The East Asian bond market, especially corporate bonds, continues to expand and draw strong demand from return-starved Western investors. 

Total East Asia bonds denominated in local currencies was valued at $5.106 trillion at the end of third quarter 2010, up 3.03 percent from last quarter and 17.2 percent from last year, according to data from the Asian Development Bank (ADB). 

This increase was driven by growth in the corporate bonds market. Total outstanding corporate bonds in local currency terms jumped 5.7 percent from last quarter and 23.8 percent from last year.  Those from China and Vietnam surged 50 percent year-on-year and those from Indonesia rose 30.7 percent.

Companies are taking the opportunity to raise money in Asia's local currency bond markets because of the growing demand from investors, particularly overseas investors, said Iwan Azis of the ADB.

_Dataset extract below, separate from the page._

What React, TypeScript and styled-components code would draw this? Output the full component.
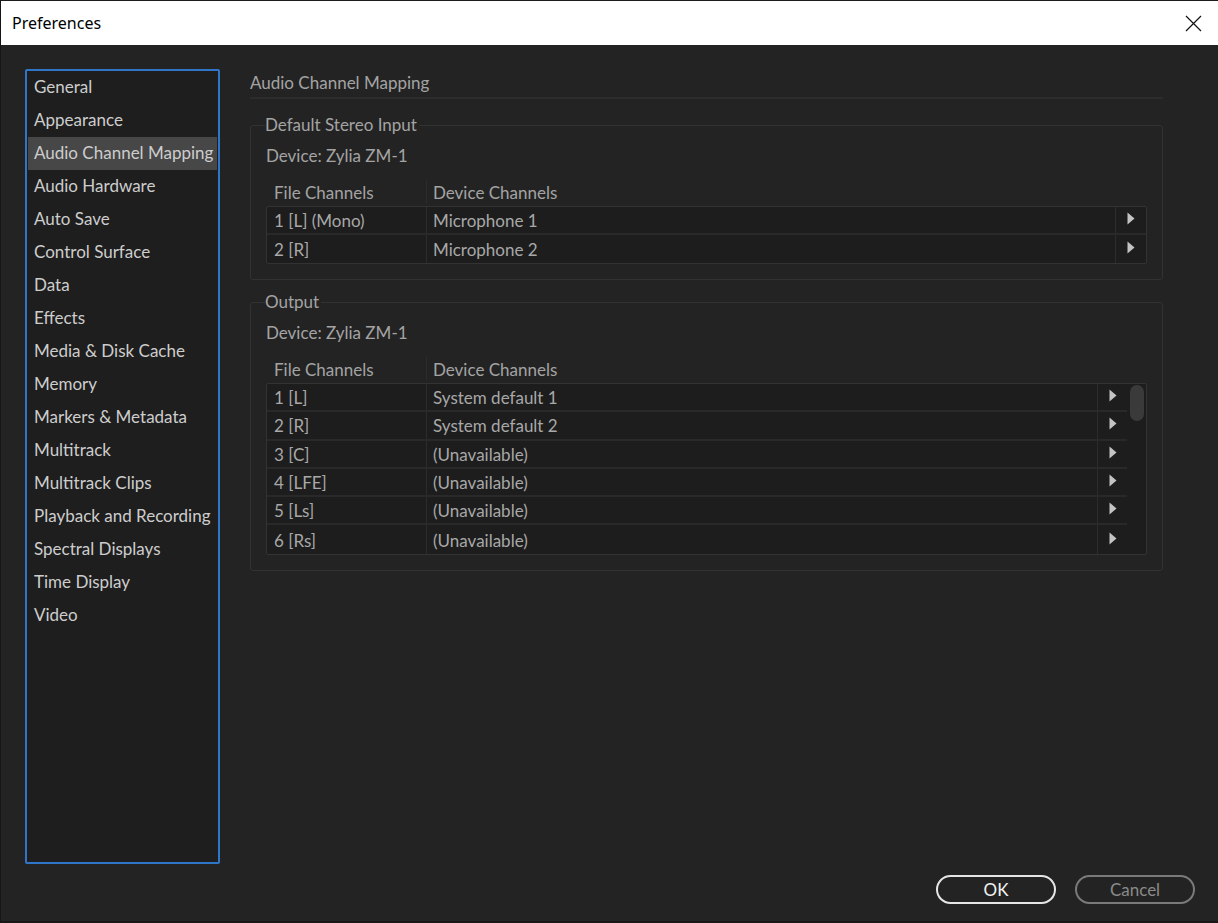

Foreign interest has risen, given Asia's favorable growth fundamentals, lower interest rates in mature markets, and despite administrative measures in some countries to limit capital inflows, he added.

Foreign investors have certainly piled into the local currency government bonds of Indonesia, Malaysia, and South Korea --- they account for 28 percent, 18 percent, and 8 percent, respectively, of the total holdings.

Although much attention has been given to these government bonds, there is also evidence of inflow of foreign capital into the region's corporate bond market, stated an ADB report.

The report attributed strong demand from the developed world to loose monetary policies in those countries and specifically the Federal Reserve's second round of quantitative easing (QE2). 

East Asian bonds certainly do look attractive to U.S. investors.

A basket of 1-10 years U.S. governmnet bonds returned about 7.35 percent year-to-date in 2010.

Meanwhile, Southeast Asian local currency government bonds -- including the gains of their currencies' against the U.S. dollar -- performed much better. Year-to-date, the iBoxx basket of Indonesian bonds returned 26.7 percent, those of the Philippines returned 20.4 percent, and those of Thailand returned 18.1 percent.

PIMCO, which has the world's largest bond, is bullish on emerging market bonds.  It recently turned bearish on U.S. Treasuries due to the bottoming of their yields and QE2, which will erode bondholder value. 

Related to that bearish assessment is the expectation of U.S. deleveraging, reregulation, and deglobalization, which all lead to slow economic growth for the country.

Meanwhile, emerging market debt denominated in local currencies could offer higher returns, said Bill Gross, PIMCO's co-CIO.